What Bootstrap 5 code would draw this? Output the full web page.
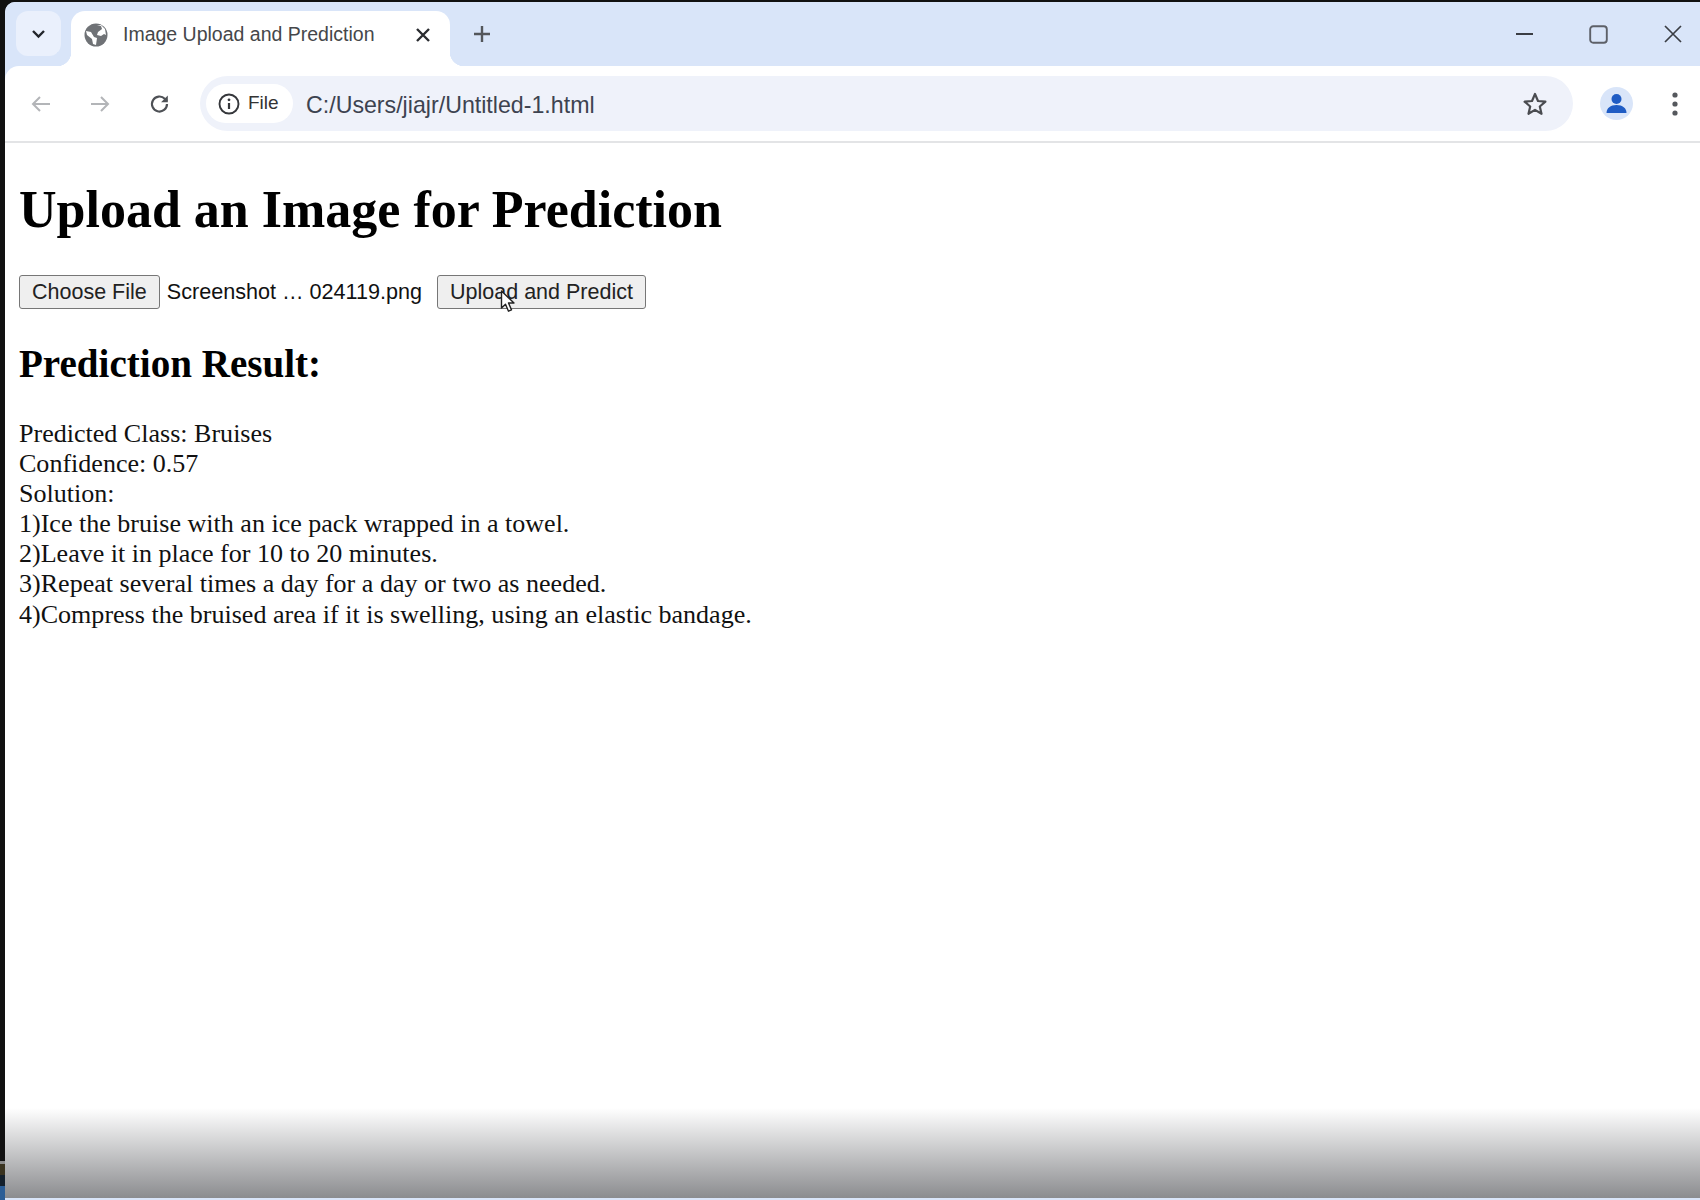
<!DOCTYPE html>
<html lang="en">
<head>
    <meta charset="UTF-8">
    <meta name="viewport" content="width=device-width, initial-scale=1.0">
    <title>Image Upload and Prediction</title>
    <link href="https://cdn.jsdelivr.net/npm/bootstrap@5.3.3/dist/css/bootstrap.min.css" rel="stylesheet">
    <style>
        html, body { height: 100%; overflow: hidden; }
        body { background: linear-gradient(to bottom, #111 1161px, #8a8a8a 1161px, #8a8a8a 1164px, #3a3320 1164px, #3a3320 1175px, #14202c 1175px, #14202c 1186px, #2b5d96 1186px); padding: 2px 0 0 5px; font-family: "Liberation Sans", sans-serif; }
        .browser-win { height: 1198px; background: #d9e5f9; border-top-left-radius: 10px; overflow: hidden; }
        .tab-strip { height: 64px; background: #d9e5f9; padding: 0 0 0 11px; }
        .tab-menu { width: 45px; height: 45px; margin-top: 9px; border-radius: 12px; background: #eaf0fc; }
        .tab-active { position: relative; width: 379px; height: 55px; margin-left: 10px; margin-top: 9px; padding: 0 19px 8px 13px; background: #fff; border-radius: 14px 14px 0 0; font-size: 19.5px; color: #45474a; }
        .tab-active::before, .tab-active::after { content: ""; position: absolute; bottom: 0; width: 14px; height: 14px; }
        .tab-active::before { left: -14px; background: radial-gradient(circle at 0 0, #d9e5f9 14px, #fff 14.5px); }
        .tab-active::after { right: -14px; background: radial-gradient(circle at 100% 0, #d9e5f9 14px, #fff 14.5px); }
        .tab-active .tab-title { margin-left: 15px; }
        .tab-close { margin-left: auto; }
        .tab-plus { margin-left: 23px; }
        .win-btns { margin-left: auto; padding-right: 17px; gap: 55px; }
        .tool-bar { height: 77px; padding: 0 16px 0 26px; background: #fff; border-top-left-radius: 14px; border-bottom: 2px solid #e3e4e6; }
        .nav-btns { gap: 39px; }
        .addr-box { width: 1373px; height: 55px; margin-left: 29px; padding: 0 25px 0 6px; background: #eff2fa; border-radius: 28px; }
        .file-chip { width: 87px; height: 39px; padding-left: 12px; gap: 8px; border-radius: 20px; background: #fff; font-size: 19px; color: #333; }
        .addr-text { margin-left: 13px; padding-top: 4px; font-size: 23.2px; color: #3d4350; }
        .star-icon { margin-left: auto; }
        .acct-icon { margin-left: 27px; }
        .more-icon { margin-left: 38px; }
        .win-main { height: 1055px; background: #fff; }
        .page-body { padding: 37px 0 0 14px; font-family: "Liberation Serif", serif; color: #000; }
        .page-body h1 { font-size: 52px; font-weight: 700; line-height: 60px; margin: 0; font-family: inherit; }
        .upload-row { margin-top: 35px; height: 34px; font-family: "Liberation Sans", sans-serif; color: #111; }
        .fake-btn { position: relative; height: 34px; padding: 0 12px; border: 1px solid #767676; border-radius: 3px; background: #efefef; color: #222; font-size: 21.5px; line-height: 32px; }
        .file-name { margin-left: 7px; margin-right: 15px; font-size: 21.6px; }
        .cursor-icon { position: absolute; left: 62px; top: 14px; }
        .page-body h2 { font-size: 39.1px; font-weight: 700; line-height: 44px; margin: 33px 0 0 0; font-family: inherit; }
        .result-text { margin-top: 33px; font-size: 26.05px; line-height: 30.1px; color: #111; }
        .fade-bottom { height: 90px; background: linear-gradient(to bottom, #fff, #8b8c8f); }
    </style>
</head>
<body>
    <div class="browser-win d-flex flex-column">
        <div class="tab-strip d-flex align-items-start">
            <div class="tab-menu d-flex align-items-center justify-content-center">
                <svg width="15" height="10" viewBox="0 0 15 10"><path d="M2 2l5.5 5.5L13 2" fill="none" stroke="#22252b" stroke-width="2.4"/></svg>
            </div>
            <div class="tab-active d-flex align-items-center">
                <svg width="24" height="24" viewBox="0 0 24 24"><circle cx="12" cy="12" r="11.5" fill="#6f7276"/><path d="M2 8l5 1 3 5 3 1-1 7-3-1-1-5-5-4zM13 2l4 1 1 3-4 3-1 3 4 1 3-2 2 1-1-6-4-4z" fill="#fff"/></svg>
                <span class="tab-title">Image Upload and Prediction</span>
                <svg class="tab-close" width="16" height="16" viewBox="0 0 16 16"><path d="M2 2l12 12M14 2L2 14" stroke="#2a2c30" stroke-width="2.4"/></svg>
            </div>
            <svg class="tab-plus align-self-center" width="18" height="18" viewBox="0 0 18 18"><path d="M9 1v16M1 9h16" stroke="#53565b" stroke-width="2.4"/></svg>
            <div class="win-btns d-flex align-items-center align-self-center">
                <svg width="18" height="4" viewBox="0 0 18 4"><path d="M0 2h17" stroke="#3a3d44" stroke-width="1.8"/></svg>
                <svg width="19" height="19" viewBox="0 0 19 19"><rect x="1.2" y="1.2" width="16.6" height="16.6" rx="3" fill="none" stroke="#5d6068" stroke-width="1.9"/></svg>
                <svg width="20" height="20" viewBox="0 0 20 20"><path d="M2 2l16 16M18 2L2 18" stroke="#3a3d44" stroke-width="1.7"/></svg>
            </div>
        </div>
        <div class="tool-bar d-flex align-items-center">
            <div class="nav-btns d-flex align-items-center">
                <svg width="20" height="18" viewBox="0 0 20 18"><path d="M19 9H2M9 2L2 9l7 7" fill="none" stroke="#b3b5b8" stroke-width="2"/></svg>
                <svg width="20" height="18" viewBox="0 0 20 18"><path d="M1 9h17M11 2l7 7-7 7" fill="none" stroke="#b3b5b8" stroke-width="2"/></svg>
                <svg width="22" height="22" viewBox="0 0 22 22"><path d="M18 11a7.5 7.5 0 1 1-2.2-5.3L18 8" fill="none" stroke="#4e5156" stroke-width="2.2"/><path d="M18.8 2.5v6.7h-6.7z" fill="#4e5156"/></svg>
            </div>
            <div class="addr-box d-flex align-items-center">
                <div class="file-chip d-flex align-items-center">
                    <svg width="22" height="22" viewBox="0 0 22 22"><circle cx="11" cy="11" r="9.5" fill="none" stroke="#35373b" stroke-width="1.9"/><path d="M11 10v6" stroke="#35373b" stroke-width="2.2"/><circle cx="11" cy="6.8" r="1.4" fill="#35373b"/></svg>
                    <span>File</span>
                </div>
                <span class="addr-text">C:/Users/jiajr/Untitled-1.html</span>
                <svg class="star-icon" width="26" height="26" viewBox="0 0 26 26"><path d="M13 3l3 7 7.4.6-5.6 4.9 1.7 7.3L13 18.9l-6.5 3.9 1.7-7.3-5.6-4.9L10 10z" fill="none" stroke="#4a4c50" stroke-width="2.2" stroke-linejoin="round"/></svg>
            </div>
            <svg class="acct-icon" width="33" height="33" viewBox="0 0 33 33"><circle cx="16.5" cy="16.5" r="16.5" fill="#d9e5f9"/><circle cx="16.5" cy="12" r="5" fill="#1f5cc4"/><path d="M6.5 26c0-5 4-8 10-8s10 3 10 8z" fill="#1f5cc4"/></svg>
            <svg class="more-icon" width="8" height="26" viewBox="0 0 8 26"><circle cx="4" cy="4" r="2.6" fill="#55585d"/><circle cx="4" cy="13" r="2.6" fill="#55585d"/><circle cx="4" cy="22" r="2.6" fill="#55585d"/></svg>
        </div>
        <div class="win-main d-flex flex-column">
            <main class="page-body flex-grow-1">
                <h1>Upload an Image for Prediction</h1>
                <div class="upload-row d-flex align-items-center">
                    <div class="fake-btn">Choose File</div>
                    <span class="file-name">Screenshot … 024119.png</span>
                    <div class="fake-btn">Upload and Predict
                        <svg class="cursor-icon" width="16" height="24" viewBox="0 0 16 24"><path d="M1.5 1v17l4-3.8 3 7 3-1.3-3-6.9h5.5z" fill="#fff" stroke="#222" stroke-width="1.4" stroke-linejoin="round"/></svg>
                    </div>
                </div>
                <h2>Prediction Result:</h2>
                <div class="result-text">
                    Predicted Class: Bruises<br>
                    Confidence: 0.57<br>
                    Solution:<br>
                    1)Ice the bruise with an ice pack wrapped in a towel.<br>
                    2)Leave it in place for 10 to 20 minutes.<br>
                    3)Repeat several times a day for a day or two as needed.<br>
                    4)Compress the bruised area if it is swelling, using an elastic bandage.
                </div>
            </main>
            <div class="fade-bottom"></div>
        </div>
    </div>
    <script src="https://cdn.jsdelivr.net/npm/bootstrap@5.3.3/dist/js/bootstrap.bundle.min.js"></script>
</body>
</html>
+ + +
• Requirements
Report each line in the data that holds the word "page".

• Task result
What Bootstrap 5 code would draw this? Output the full web page.
        .page-body { padding: 37px 0 0 14px; font-family: "Liberation Serif", serif; color: #000; }
        .page-body h1 { font-size: 52px; font-weight: 700; line-height: 60px; margin: 0; font-family: inherit; }
        .page-body h2 { font-size: 39.1px; font-weight: 700; line-height: 44px; margin: 33px 0 0 0; font-family: inherit; }
            <main class="page-body flex-grow-1">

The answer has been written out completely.